5. Buying a secondhand tape delay

Some general remarks about Roland vs Korg: the Space Echo sounds a bit tighter and cleaner than the Stage Echo, the Korg is dirtier. But to me the bottom line is that in a basic setup the Space Echo and the Stage Echo can sound more or less the same.

The big differences between the Stage Echo and the Space echo are ease of use and features. The SE-500 Stage Echo has cv control, an external switch for feedback off, controllable direct sound/wet signal, fast switching between heads, sound on sound and balanced in/out. The RE-201 Space Echo has (wacky) reverb and it has one typical echo-pattern that the Stage Echo can't do.

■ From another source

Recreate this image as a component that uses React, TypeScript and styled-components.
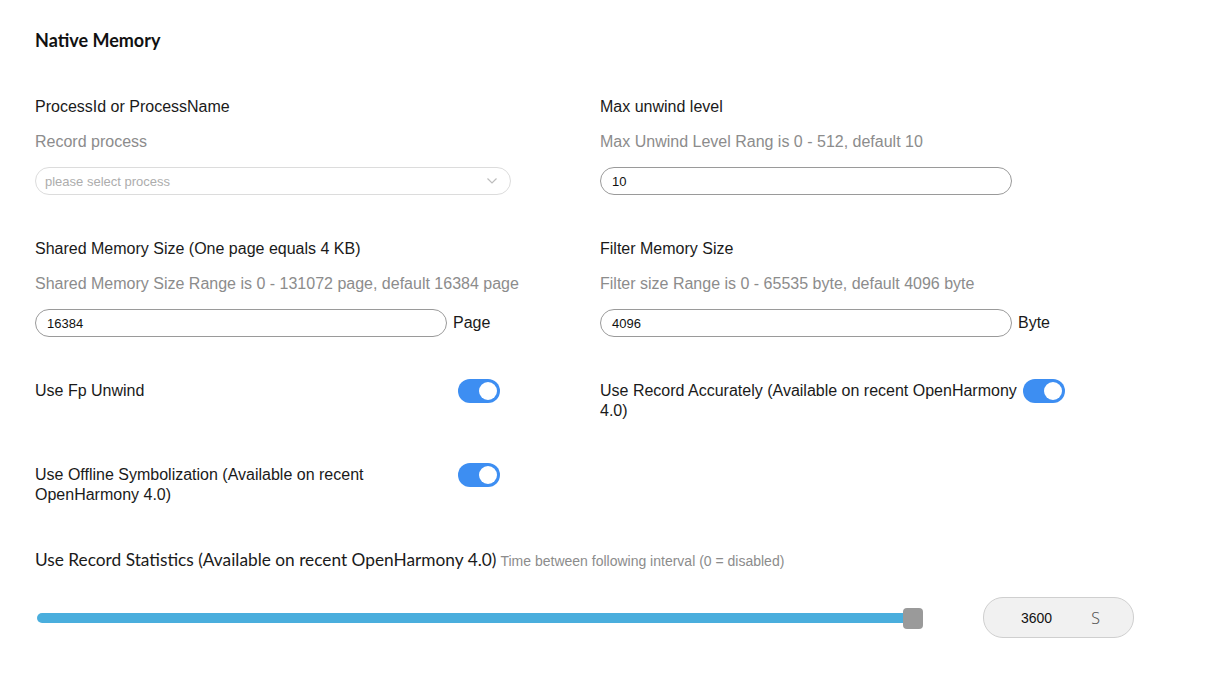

Keep in mind that you don't necessarily have to buy secondhand nowadays, because two companies have recently launched new tape delays. Check out the Sound-on-Sound review of the Blue Coconut Unity Echoverb or the website of the Fulltone Tube Tape Echo. I even saw one more new tape based machine recently but i can't remember the brand name.

People always worry about tape replacement. It can be a tricky thing to replace them but if you've got patience, if you make a tape of approximately 3 meters (4 is too long) and slow down the speed all the way it's simply a matter of avoiding knots and keeping one hand near the power-button in case a knot suddenly tries to ruin your tape.

If you must have a Roland RE-201 Space Echo remember that these things are becoming a toy for rich people. I bought one for 175 euros 7 years ago but i wouldn't be surprised if certain people ask 4 or 5 times that price nowadays. In my opinion an RE-150 is just as useful. If you find one be sure to play a cd through it before you buy it. This trick reveals mechanical problems. And bring your own piece of tape just in case. Also buy a cheap little tape head demagnetizer.